AI in stores watches patterns — how many people are waiting, what items are being scanned, what the shelves look like — and uses those patterns to make the shopping experience smoother.

AI That Suggests What to Buy

Have you ever been on a shopping website and seen a section that says 'You might also like...' with a list of items? That is AI making a recommendation. The AI looked at what you or your family browsed, what you added to the cart, and what you bought before. Then it compared those patterns to millions of other shoppers. It found that people who bought the same things you did often also bought a few other things — and it shows you those items. These suggestions help shoppers find things they did not know they wanted. Sometimes they are very helpful. Sometimes they miss the mark completely — because AI makes guesses, and guesses are not always right.

Here is a fun example. Jordan's family bought a new board game online. The website immediately suggested dice, card sleeves, a game storage box, and two other board games that players of the first game tend to enjoy. Was every suggestion perfect? No — they already had dice. But two of the suggestions were genuinely useful. That is AI being helpful most of the time, even if not always.

AI That Guards Your Money

This is one of the most important jobs AI does with money: catching bad guys. When someone uses a credit card or bank account, a bank AI is watching every transaction. It has learned what normal spending looks like for that family — what stores they shop at, how much they usually spend, what city they are in. If suddenly there is a charge from a store in a city the family has never visited, at 3 in the morning, for an unusually large amount — the AI raises a flag. It might freeze the card automatically and send the family a text asking 'Was this you?' That quick freeze can protect a family's money before the bad guy even tries to spend more.

Match each store or money situation to the AI job happening behind the scenes.

Terms

Self-checkout machine asks a worker to check your bag
Website shows you items similar to what you just bought
Bank texts asking if a midnight purchase was really you
Store opens an extra register when the line gets long

Definitions

AI noticed something may not have been scanned correctly
AI detected crowded checkout lanes and alerted the store manager
AI flagged an unusual transaction that does not match your normal spending
AI compared your shopping history to other customers to suggest products

Drag terms onto their definitions, or click a term then click a definition to match.

AI Is Not Perfect

AI suggestions and alerts are not always right. A bank AI might flag a purchase that is perfectly fine. A shopping suggestion might be something you would never want. That is why humans always review what AI flags — AI is a helper, not the final decision-maker.

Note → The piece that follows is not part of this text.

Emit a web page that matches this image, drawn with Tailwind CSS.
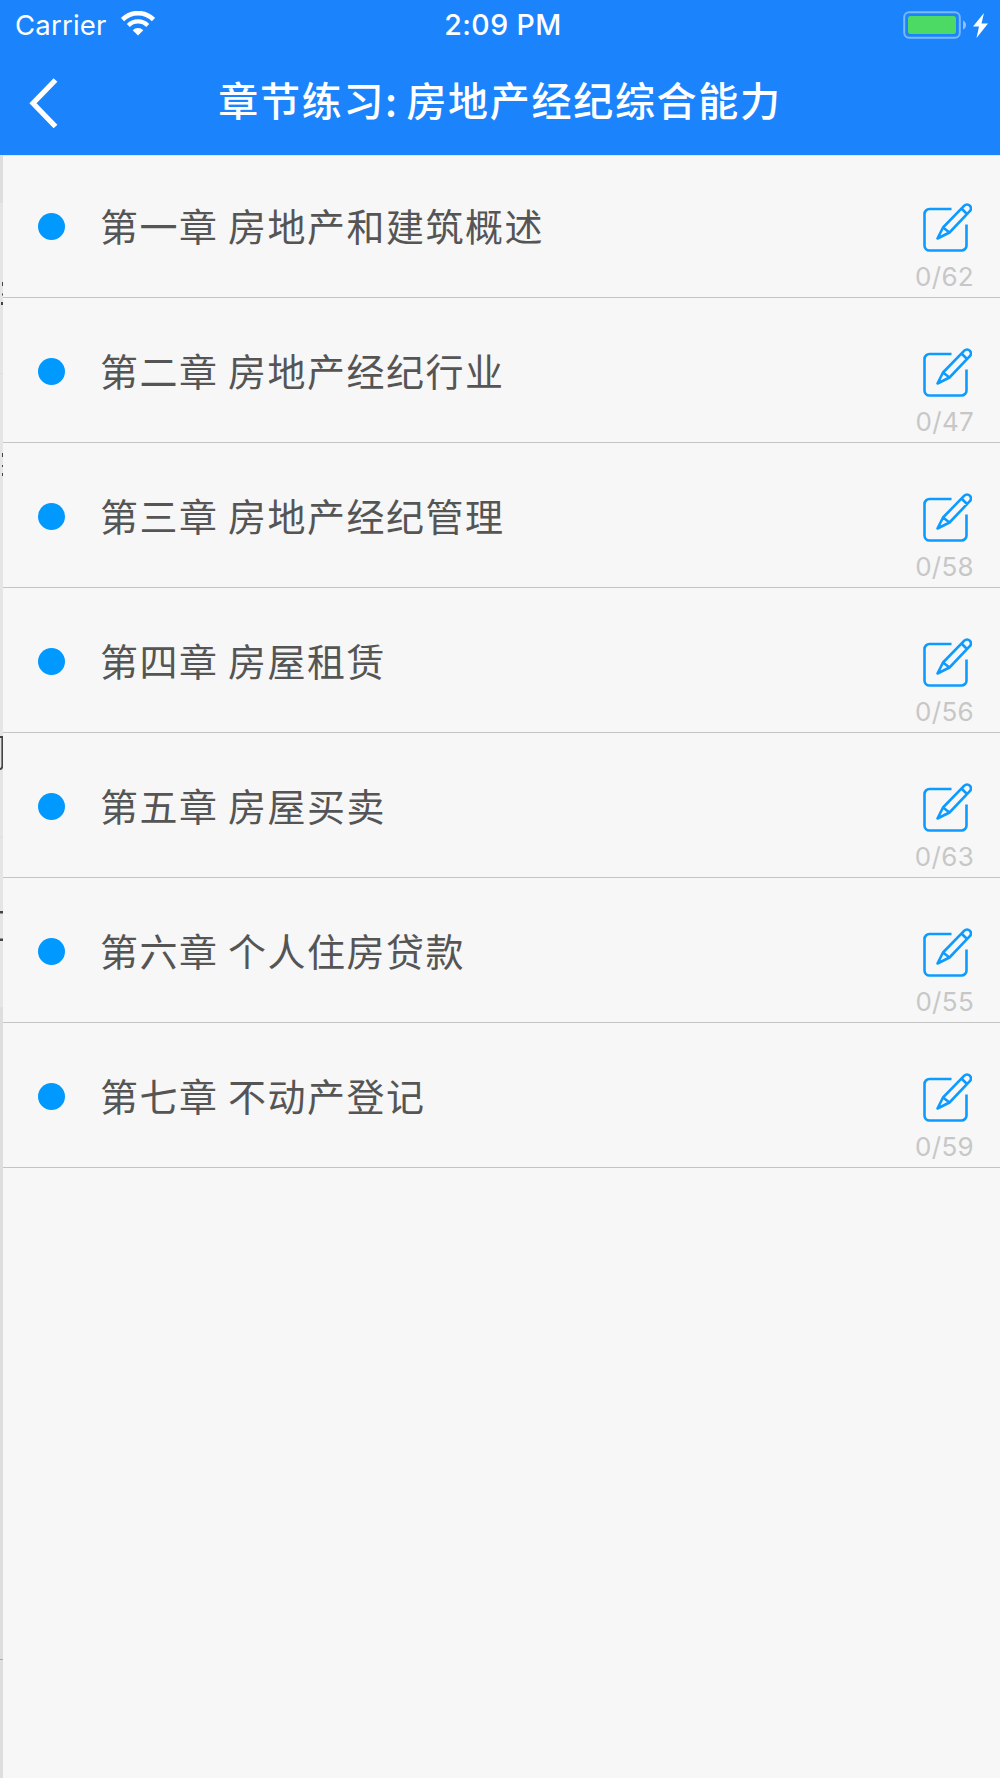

A bank AI sends a text saying 'We noticed an unusual charge — was this you?' What probably triggered the alert?

A shopping website shows 'People who bought this toy also bought these three items.' What is the AI doing?

Money Guard — Spot the Weird Charge

  1. Pretend you are a bank AI watching a family's spending.
  2. Here is a list of five charges. Read each one and decide: does it seem normal or suspicious?
  3. 1. Grocery store, Tuesday, 9 a.m., same city — $45
  4. 2. Video game store, Saturday, 2 p.m., same city — $30
  5. 3. Jewelry store, foreign country, 3 a.m. — $600
  6. 4. Pizza restaurant, Friday evening, same city — $22
  7. 5. Electronics store, different state, midnight — $500
  8. For each charge, write NORMAL or SUSPICIOUS and explain one reason for your choice.
  9. Bonus: which two charges would you flag for the family to review? Why?